Local architect William McLaughlin was hired to renovate 515-17 Fourth and neighboring 519 Fourth Street, and T.S. Martin and Company moved their whole operation in 1894. In 1901 they hired another local architect, Henry Fisher, to design an annex along Nebraska Street. The three-story building completed in 1902 features Beaux-Arts styling that includes a roof-line knee wall, and a cornice with acanthus leaf brackets and decorative swags. Martin's acquired 521 Fourth Street, a mirror image of 519 Fourth Street, in 1904. In 1911 they hired yet another local architect, William L. Steele, to design a completely new facade to unify 515–517, 519 and 521 Fourth Street. Designed in the Prairie School mode, it features white terra cotta, long decorative bands of terra cotta details of foliage and geometric patterns, and Chicago-style windows.
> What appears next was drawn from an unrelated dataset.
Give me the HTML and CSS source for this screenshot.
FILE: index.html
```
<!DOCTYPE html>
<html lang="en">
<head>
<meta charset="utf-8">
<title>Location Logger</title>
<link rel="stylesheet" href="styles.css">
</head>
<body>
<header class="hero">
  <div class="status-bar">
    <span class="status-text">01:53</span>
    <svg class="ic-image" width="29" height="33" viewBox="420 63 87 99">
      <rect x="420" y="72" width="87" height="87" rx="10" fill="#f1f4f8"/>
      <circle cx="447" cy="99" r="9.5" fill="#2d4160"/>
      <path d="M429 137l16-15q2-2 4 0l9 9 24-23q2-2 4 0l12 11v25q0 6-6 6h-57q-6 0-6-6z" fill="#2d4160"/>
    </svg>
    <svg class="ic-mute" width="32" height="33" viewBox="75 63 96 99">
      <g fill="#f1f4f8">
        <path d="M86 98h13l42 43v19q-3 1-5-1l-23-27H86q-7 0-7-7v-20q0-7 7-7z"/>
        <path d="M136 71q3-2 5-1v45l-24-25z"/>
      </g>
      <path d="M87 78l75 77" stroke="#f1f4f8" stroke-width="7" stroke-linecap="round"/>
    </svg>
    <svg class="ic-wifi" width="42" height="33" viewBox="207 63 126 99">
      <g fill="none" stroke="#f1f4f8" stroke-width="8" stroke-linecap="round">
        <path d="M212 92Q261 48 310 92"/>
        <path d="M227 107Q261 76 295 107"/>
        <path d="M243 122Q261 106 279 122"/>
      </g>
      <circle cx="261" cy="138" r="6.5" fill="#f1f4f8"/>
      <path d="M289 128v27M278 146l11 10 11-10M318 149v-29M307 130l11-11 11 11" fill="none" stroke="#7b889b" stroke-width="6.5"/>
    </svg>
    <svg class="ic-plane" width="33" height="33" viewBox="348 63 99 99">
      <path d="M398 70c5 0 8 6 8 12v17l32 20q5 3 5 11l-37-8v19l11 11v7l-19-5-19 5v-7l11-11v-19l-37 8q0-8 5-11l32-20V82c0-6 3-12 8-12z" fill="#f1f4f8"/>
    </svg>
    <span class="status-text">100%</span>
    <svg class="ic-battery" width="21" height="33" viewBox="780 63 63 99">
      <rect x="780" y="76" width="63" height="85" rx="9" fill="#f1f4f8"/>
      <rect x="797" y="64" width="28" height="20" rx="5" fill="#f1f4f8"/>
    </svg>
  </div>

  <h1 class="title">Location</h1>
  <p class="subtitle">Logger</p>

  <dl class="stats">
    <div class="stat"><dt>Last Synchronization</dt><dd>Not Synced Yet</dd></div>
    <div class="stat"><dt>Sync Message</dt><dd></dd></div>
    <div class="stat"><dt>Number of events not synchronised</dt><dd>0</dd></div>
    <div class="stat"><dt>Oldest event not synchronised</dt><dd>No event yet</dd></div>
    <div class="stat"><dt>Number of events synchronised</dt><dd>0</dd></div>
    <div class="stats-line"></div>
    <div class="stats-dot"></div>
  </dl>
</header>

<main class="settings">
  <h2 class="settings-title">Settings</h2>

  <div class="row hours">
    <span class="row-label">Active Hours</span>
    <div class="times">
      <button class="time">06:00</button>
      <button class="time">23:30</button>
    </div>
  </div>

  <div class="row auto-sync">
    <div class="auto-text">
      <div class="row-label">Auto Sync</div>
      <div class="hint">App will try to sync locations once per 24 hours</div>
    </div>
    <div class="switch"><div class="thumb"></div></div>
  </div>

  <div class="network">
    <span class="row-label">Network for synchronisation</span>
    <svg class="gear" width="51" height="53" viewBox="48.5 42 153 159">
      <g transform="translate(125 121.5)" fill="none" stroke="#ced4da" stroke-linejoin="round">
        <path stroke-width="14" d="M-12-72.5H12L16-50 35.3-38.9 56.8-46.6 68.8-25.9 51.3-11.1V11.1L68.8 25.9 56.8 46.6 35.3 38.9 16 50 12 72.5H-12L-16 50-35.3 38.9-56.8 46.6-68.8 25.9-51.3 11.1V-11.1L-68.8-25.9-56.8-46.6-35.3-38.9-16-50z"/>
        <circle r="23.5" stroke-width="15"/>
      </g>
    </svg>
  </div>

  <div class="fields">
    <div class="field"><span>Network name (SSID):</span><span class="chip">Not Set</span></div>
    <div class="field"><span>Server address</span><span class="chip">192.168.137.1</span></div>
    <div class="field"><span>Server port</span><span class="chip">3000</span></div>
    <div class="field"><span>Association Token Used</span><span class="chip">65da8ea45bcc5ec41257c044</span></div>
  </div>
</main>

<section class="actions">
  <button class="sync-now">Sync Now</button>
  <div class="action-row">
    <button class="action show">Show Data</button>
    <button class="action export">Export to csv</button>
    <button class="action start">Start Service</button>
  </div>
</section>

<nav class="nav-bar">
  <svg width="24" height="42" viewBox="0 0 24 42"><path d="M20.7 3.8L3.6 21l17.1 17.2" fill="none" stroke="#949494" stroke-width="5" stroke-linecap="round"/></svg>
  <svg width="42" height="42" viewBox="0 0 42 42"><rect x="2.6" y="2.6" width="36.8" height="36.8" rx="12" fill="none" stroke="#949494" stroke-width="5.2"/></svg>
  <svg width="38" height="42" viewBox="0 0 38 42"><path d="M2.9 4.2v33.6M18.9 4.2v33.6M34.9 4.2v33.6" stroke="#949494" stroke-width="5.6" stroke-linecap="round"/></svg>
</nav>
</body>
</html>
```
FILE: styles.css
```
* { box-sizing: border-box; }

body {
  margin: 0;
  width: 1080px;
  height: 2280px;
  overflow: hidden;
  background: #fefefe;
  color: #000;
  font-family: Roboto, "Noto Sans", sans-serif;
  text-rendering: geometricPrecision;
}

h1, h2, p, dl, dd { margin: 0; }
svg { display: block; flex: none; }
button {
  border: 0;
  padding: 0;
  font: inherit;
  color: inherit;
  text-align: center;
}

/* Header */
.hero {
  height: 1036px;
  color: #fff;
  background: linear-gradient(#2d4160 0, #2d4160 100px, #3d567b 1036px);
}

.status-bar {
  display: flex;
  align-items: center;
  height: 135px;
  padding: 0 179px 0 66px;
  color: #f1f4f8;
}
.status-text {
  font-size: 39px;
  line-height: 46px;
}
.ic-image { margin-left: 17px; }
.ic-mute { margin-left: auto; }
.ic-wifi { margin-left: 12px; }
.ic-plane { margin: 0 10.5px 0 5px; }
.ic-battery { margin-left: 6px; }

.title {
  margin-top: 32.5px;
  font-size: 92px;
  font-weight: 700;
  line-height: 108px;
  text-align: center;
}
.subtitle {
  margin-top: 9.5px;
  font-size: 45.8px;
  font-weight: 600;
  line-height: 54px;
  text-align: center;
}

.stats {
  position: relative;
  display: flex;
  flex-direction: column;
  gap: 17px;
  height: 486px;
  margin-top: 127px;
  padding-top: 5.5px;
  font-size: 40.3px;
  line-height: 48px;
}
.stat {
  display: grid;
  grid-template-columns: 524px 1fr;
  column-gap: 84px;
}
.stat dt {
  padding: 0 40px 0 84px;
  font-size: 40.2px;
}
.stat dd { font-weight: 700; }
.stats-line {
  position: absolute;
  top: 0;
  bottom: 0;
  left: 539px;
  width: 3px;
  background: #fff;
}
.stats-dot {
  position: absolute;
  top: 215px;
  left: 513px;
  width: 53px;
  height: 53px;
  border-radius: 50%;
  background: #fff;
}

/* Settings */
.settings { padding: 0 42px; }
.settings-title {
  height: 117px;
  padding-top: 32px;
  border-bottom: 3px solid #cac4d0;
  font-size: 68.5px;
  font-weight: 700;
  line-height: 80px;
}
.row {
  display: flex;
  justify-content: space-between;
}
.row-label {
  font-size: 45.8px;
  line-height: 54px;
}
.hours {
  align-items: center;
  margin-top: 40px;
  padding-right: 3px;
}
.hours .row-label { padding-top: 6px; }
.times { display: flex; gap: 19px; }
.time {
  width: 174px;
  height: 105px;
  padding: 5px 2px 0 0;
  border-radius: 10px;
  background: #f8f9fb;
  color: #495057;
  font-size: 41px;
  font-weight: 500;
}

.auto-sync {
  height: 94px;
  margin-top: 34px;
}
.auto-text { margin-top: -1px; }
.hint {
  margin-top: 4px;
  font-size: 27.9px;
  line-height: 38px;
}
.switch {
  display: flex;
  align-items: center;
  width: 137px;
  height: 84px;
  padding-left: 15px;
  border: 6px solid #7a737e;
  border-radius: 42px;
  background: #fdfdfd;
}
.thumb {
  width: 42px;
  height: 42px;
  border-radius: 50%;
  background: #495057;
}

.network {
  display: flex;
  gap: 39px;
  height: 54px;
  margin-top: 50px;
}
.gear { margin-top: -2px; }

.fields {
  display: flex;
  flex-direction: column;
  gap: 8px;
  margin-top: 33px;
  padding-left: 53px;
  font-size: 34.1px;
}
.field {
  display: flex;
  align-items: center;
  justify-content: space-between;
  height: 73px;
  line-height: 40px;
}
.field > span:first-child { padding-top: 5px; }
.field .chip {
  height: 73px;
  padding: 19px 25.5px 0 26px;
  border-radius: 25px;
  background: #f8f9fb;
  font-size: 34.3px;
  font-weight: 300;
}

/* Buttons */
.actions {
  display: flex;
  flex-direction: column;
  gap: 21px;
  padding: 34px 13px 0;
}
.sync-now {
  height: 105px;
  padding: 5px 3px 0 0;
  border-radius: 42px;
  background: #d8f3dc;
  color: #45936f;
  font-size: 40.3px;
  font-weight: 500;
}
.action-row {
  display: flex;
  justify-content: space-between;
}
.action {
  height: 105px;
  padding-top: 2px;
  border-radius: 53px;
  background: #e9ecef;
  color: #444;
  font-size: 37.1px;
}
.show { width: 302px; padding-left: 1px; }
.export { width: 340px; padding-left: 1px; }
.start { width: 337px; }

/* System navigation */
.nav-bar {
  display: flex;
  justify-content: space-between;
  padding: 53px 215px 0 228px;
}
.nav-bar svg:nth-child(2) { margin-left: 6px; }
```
After T.S. Martin and Company moved into a new six-story building across Nebraska Street, no longer extant, in 1919 this facility was divided into multiple storefronts and occupied by a variety of commercial enterprises. The 515-517 portion of the Fourth Street facade was covered with a wood face and its cornice removed, before it was significantly altered to its present appearance. T.S. Martin and Company was bought by The May Department Stores Company of St. Louis in 1948. It was the last locally owned department store at the time. The building was listed on the National Register of Historic Places in 1998.